6) There are no rules. Basically, Michael Bay is telling us that alien robots can do whatever they please. They can change their alt-forms at will or become giant robo-amoebas. If you hack them to pieces, each part can become a completely new Transformer. Robots can transform into people. Mechanical devices can turn into dust, communicate telepathically with humans, then reform themselves from said dust and resurrect dead Transformers. And other mechanical devices or even a tiny piece of them can turn earth machines into robots (complete with machine-guns) or resurrect Transformers.
7) Questionable motivations on both sides. So at the end of episode 1, this autobot declared he would stay with Sam forever and ever. Ah, how touching. Now Sam decides to go to college and he won't take Bumblebee with him. What a jerk. He saved the world once, but now Optimus Prime asks for his help to do it again, and college is more important. Why does Sam give the All-Spark sliver to his unrealistically hot girlfriend for safe-keeping, instead of Bumblebee, Optimus or any of those government guys? Why do the Decepticons want to destroy the sun? I mean really, Cybertron is supposedly destroyed, do they have another planet to inhabit once this solar system is wiped out?
Positives:
1) Peter Cullen and Frank Welker
2) Explosions
Neutral:
1) The battle with Optimus Prime in the woods was really cool, but it didn't have nearly the emotional impact of the animated movie from the 80's because it was decided early on that they could just resurrect him before the end of the movie. And with no "Hot Rod" character, Sam's episode of feeling guilty seemed pretty shallow.
All in all, a terrible movie from a critical point of view. People will like the movie if they are a big fan of loud booms and not optional things like story. I feel guilty spending money on this disaster, though.
EPIC FAIL!
Okay. Let me get this straight. If there was a right to refund law if you didn't like a film, I would take EVERY SINGLE PENNY I SPENT ON THIS AWFUL MOVIE. Oh yeah, the CGI was astonishing, but everything else you can flush down the toilet!!! The plot sucked, sexual humor was waaaaay to much, and cursing! The cursing made me feel like I was watching an R rated movie!!!!! There were 2 F bombs in this film I believe. Very intolerable for a kids movie. Not even Star Trek (2009) had the F bomb. (Well in the front with the Beastie Boys song) But it was barley noticeable! I didn't even hear it. I went by myself to watch this at the theaters, and I heard one of the mothers of 3 kids complaining it was a very immature movie.
Shame on Micheal Bay, for making such a crappy film, with such crappy actors, and a crappy plot.
To me, Star Trek totally owned this film for this year.
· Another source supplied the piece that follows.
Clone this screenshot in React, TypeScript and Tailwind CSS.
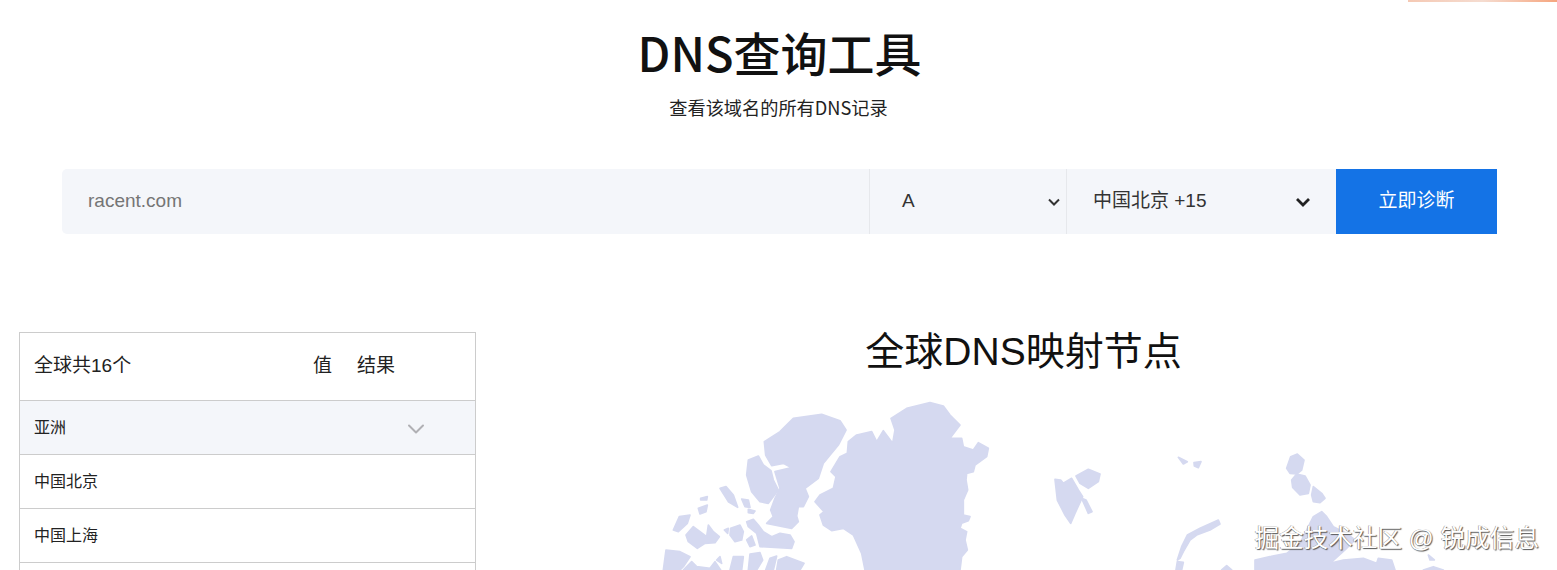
import React from "react";
import { ChevronDown } from "lucide-react";

const cjk = "font-['Liberation_Sans','Noto_Sans_CJK_SC',sans-serif]";
const noto = "font-['Noto_Sans_CJK_SC',sans-serif]";

const shapes: string[] = [
  // Greenland
  "873,55 920,25 990,8 1030,18 1050,45 1080,75 1050,115 1085,115 1090,140 1120,150 1135,128 1165,145 1160,170 1125,195 1120,215 1100,220 1098,240 1103,270 1090,300 1090,345 1110,350 1105,362 1085,370 1080,385 1100,395 1095,420 1102,450 1085,470 1080,510 795,510 785,460 760,405 730,385 695,392 670,375 660,345 672,335 645,305 660,285 700,265 708,230 693,215 720,170 742,160 745,125 770,105 815,95 830,125 850,92 878,130 885,90",
  // Ellesmere
  "493,125 540,95 580,55 665,43 720,62 738,90 715,135 670,190 655,235 615,265 625,290 610,320 595,320 590,348 595,365 575,385 500,370 520,350 512,330 525,295 540,265 525,215 575,203 550,190 515,197 497,165",
  "445,180 475,168 490,195 513,212 520,240 535,270 505,310 480,305 455,275 440,225",
  "360,265 378,260 400,285 413,322 385,305",
  "425,297 445,300 450,322 435,320",
  "445,328 465,333 460,340 445,338",
  "302,295 322,290 320,300 302,300",
  "295,325 322,315 318,335 300,342",
  "238,350 270,345 262,370 235,395 220,390",
  "258,405 280,380 300,395 320,410 325,375 340,395 358,410 345,428 315,430 292,445 265,425",
  "373,390 385,385 383,400",
  "392,385 420,375 430,395 425,420 405,425 390,405",
  "440,365 460,358 475,375 490,395 515,410 540,400 570,405 582,425 575,445 480,440 470,400 445,380",
  "440,420 455,408 465,435 450,440",
  "190,510 198,450 240,455 270,470 250,500 240,510",
  "250,510 275,485 290,500 330,505 345,485 362,510",
  "350,480 360,470 365,490",
  "390,510 400,470 430,470 425,510",
  "445,510 450,462 480,458 488,480 470,510",
  "497,510 510,475 530,468 520,510",
  "530,510 535,480 560,470 580,478 612,490 600,510",
  // Svalbard
  "1365,238 1382,240 1390,250 1415,235 1435,270 1448,290 1425,340 1412,370 1395,345 1372,300",
  "1428,228 1465,208 1500,222 1495,245 1465,265 1440,250",
  "1445,295 1458,300 1476,335 1465,340",
  // Franz Josef and nearby
  "1735,172 1762,185 1750,192",
  "1782,188 1803,185 1795,203 1783,198",
  "2072,170 2092,162 2112,180 2105,210 2090,222 2070,220 2060,205",
  "2090,222 2115,228 2130,255 2125,280 2100,285 2078,262 2075,240",
  "2140,260 2165,280 2175,295 2160,308 2140,305 2135,285",
  // Novaya Zemlya
  "1855,360 1860,372 1830,390 1790,405 1770,420 1750,455 1740,475 1732,480 1745,440 1762,405 1800,385",
  "1728,510 1732,485 1750,487 1745,510",
  "1865,510 1880,497 1895,510",
  // Siberian coast
  "1965,510 1965,480 2010,470 2060,460 2100,430 2140,350 2165,335 2180,350 2200,380 2240,400 2265,420 2235,450 2190,490 2230,480 2290,475 2330,490 2335,475 2375,480 2385,510",
  "2485,465 2503,480 2490,480",
  "2470,510 2500,500 2530,510",
];

function TableRow({ label, shaded, chevron }: { label: string; shaded?: boolean; chevron?: boolean }) {
  return (
    <div className={`flex h-[54px] items-center justify-between border-b border-[#cccccc] pl-[14px] pr-[45px] text-[16px] text-[#222222] ${shaded ? "bg-[#f4f6fa]" : "bg-white"}`}>
      <span>{label}</span>
      {chevron && <ChevronDown size={28} strokeWidth={1.7} className="mt-[3px] text-[#b0b0b4]" />}
    </div>
  );
}

export default function App() {
  return (
    <div className={`relative h-[570px] w-full overflow-hidden bg-white ${cjk}`}>
      <div className="absolute right-0 top-0 h-[1.5px] w-[149px] bg-gradient-to-r from-[#f5c9b4] via-[#f5dcd0] to-[#f5a57e]" />

      <header className={`flex flex-col items-center pt-[18px] ${noto}`}>
        <h1 className="h-[68px] pl-[2px] text-[47px] font-medium leading-[68px] text-[#111111]">DNS查询工具</h1>
        <p className="mt-[8px] h-[26px] text-[18.2px] leading-[26px] text-[#222222]">查看该域名的所有DNS记录</p>
      </header>

      <div className="ml-[62px] mr-[60px] mt-[49px] flex h-[65px] overflow-hidden rounded-l-[5px] bg-[#f4f6fa]">
        <input
          placeholder="racent.com"
          className="min-w-0 flex-1 bg-transparent pl-[26px] text-[19px] outline-none placeholder:text-[#757575]"
        />
        <div className="flex w-[197px] items-center justify-between border-l border-[#e6e8ec] pl-[32px] pr-[5px] text-[19px] text-[#333333]">
          <span>A</span>
          <svg width="14" height="14" viewBox="0 0 14 14" fill="none" stroke="#333333" strokeWidth="2"><path d="M2 4.5 7 9.5 12 4.5" /></svg>
        </div>
        <div className="flex w-[270px] items-center justify-between border-l border-[#e6e8ec] pl-[26px] pr-[25px] text-[19px] text-[#333333]">
          <span>中国北京 +15</span>
          <svg width="16" height="14" viewBox="0 0 16 14" fill="none" stroke="#222222" strokeWidth="2.8"><path d="M2 4 8 10 14 4" /></svg>
        </div>
        <button className="flex w-[161px] items-center justify-center bg-[#1473e6] text-[19px] text-white">立即诊断</button>
      </div>

      <div className="mt-[98px] flex pl-[19px]">
        <div className="w-[457px] shrink-0 border border-b-0 border-[#cccccc]">
          <div className="flex h-[68px] items-center border-b border-[#cccccc] pl-[14px] text-[19px] text-[#222222]">
            <span className="w-[279px]">全球共16个</span>
            <span className="w-[44px]">值</span>
            <span>结果</span>
          </div>
          <TableRow label="亚洲" shaded chevron />
          <TableRow label="中国北京" />
          <TableRow label="中国上海" />
        </div>

        <div className="min-w-0 flex-1 pl-[14px]">
          <h2 className="h-[40px] text-center text-[39px] font-normal leading-[40px] text-[#111111]">全球DNS映射节点</h2>
          <svg width="957" height="170" viewBox="0 0 2871 510" className="ml-[110px] mt-[28px] block">
            {shapes.map((p, i) => (
              <polygon key={i} points={p} fill="#d5d9f0" stroke="#d5d9f0" strokeWidth="5" strokeLinejoin="round" />
            ))}
          </svg>
        </div>
      </div>

      <div className="absolute bottom-[17px] right-[18px] text-[24.6px] leading-[28px] text-white [text-shadow:1px_1px_1px_#555555,-0.5px_-0.5px_0.5px_#888888]">
        掘金技术社区 @ 锐成信息
      </div>
    </div>
  );
}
In conclusion, I will not spend anymore money for this movie, even if I could spend 1 dollar at Redbox to rent it.
A crime against film-making
This movie includes blatant racism, overt sexism, gratuitous sexual content and violence, juvenile sight gags, and its most heinous crime- it tries to pass off all these things as being for the kids. Let's be real- this product is very much marketing to kids under 13 years of age, and the only reason this thing didn't get a hard R rating is because the filmmakers had enough money to bargain for whatever rating they wanted. It's absolutely sickening that this is the state of Hollywood.
Don't get me wrong- I'm not a religious person nor am I masquerading as a reviewer for a family website. I love action movies and explosions, and I even like appropriate racial commentary when it's done right. I don't appreciate scene after scene of mindless special effects interspersed with gradeschool-level humor from a junior-level director.
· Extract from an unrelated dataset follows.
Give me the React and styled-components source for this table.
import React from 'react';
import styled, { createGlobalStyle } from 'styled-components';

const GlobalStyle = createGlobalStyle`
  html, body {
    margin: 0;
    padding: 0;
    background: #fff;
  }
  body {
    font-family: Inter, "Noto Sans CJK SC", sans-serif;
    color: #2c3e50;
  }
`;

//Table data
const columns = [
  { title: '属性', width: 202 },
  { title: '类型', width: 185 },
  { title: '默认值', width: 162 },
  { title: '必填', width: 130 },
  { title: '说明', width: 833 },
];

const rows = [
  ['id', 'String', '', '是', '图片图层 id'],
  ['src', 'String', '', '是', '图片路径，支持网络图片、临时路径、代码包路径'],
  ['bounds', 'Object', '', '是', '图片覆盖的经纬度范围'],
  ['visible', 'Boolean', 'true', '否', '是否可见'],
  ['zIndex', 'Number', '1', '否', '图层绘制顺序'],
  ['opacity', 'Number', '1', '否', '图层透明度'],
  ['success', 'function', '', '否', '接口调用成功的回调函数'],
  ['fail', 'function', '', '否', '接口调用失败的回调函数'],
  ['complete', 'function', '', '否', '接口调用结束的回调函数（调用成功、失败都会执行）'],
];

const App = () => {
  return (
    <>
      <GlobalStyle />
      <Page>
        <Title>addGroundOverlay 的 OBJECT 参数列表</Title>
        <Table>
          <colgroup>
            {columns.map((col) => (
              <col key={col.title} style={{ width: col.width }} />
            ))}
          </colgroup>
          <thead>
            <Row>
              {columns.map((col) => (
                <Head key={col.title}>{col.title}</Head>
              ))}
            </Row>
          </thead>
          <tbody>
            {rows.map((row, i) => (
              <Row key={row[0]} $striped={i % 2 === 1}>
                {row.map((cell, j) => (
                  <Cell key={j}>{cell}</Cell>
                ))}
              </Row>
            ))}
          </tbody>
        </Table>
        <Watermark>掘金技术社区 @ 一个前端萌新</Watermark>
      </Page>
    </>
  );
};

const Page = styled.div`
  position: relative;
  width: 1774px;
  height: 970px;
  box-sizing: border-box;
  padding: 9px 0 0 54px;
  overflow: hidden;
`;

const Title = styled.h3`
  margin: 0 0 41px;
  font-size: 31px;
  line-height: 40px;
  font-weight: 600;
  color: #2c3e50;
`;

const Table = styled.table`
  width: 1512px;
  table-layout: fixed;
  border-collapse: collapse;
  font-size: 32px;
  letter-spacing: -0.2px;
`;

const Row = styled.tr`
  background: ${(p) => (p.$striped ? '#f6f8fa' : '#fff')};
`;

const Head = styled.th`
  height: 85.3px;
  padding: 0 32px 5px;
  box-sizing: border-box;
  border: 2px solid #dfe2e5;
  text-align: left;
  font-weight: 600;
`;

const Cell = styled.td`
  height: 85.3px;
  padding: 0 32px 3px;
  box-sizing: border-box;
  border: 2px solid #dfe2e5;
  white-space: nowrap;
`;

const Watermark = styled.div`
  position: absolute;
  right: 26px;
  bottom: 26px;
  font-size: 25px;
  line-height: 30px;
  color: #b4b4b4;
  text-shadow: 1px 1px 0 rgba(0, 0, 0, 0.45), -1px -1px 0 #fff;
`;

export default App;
If you think watching robots who walk around like gorillas, talking in ebonics, with gold teeth, saying they "don't read much" (I am really not kidding- there's two of them), is a fine way to spend two and a half hours, then may Vector Sigma have mercy on your spark. Having an obviously ethnic stereotype made up as an Autobot in the first movie call the group "[...]" was already appalling- why take it further? Answer: Because people will pay money to see it, apparently.
Some will say that this is all subjective. Maybe the twins aren't really that racist, maybe it's okay for kids to see a robot with visible testicles (again, not kidding), and maybe more than one shot of dogs humping is justified somehow by the plot (I wish I was making this up!). Even if you wanted to try and grant all that, you still have to admit that the plot makes absolutely no sense whatsoever, and there are holes big enough to ride Devastator through. Why for example are metal robots grown in organic space-sacs, which not only contradicts all source material, but just doesn't make sense anyway? And you'd still have Michael Bay's terrible filmmaking, where there are too many quick cuts and the shakey camera is zoomed in too far on the action. With the overly complex robot designs, battles are often unintelligible blurs of gray and brown with random blocks of primary color thrown in for reference points.
The final justification by fans, over and over, is that this is just a kids' movie, and hey the original 1980s cartoon was pretty cheesy. Which somehow justifies filming dogs in the act of reproduction. No thanks.
I like dumb movies, but this is just stupid.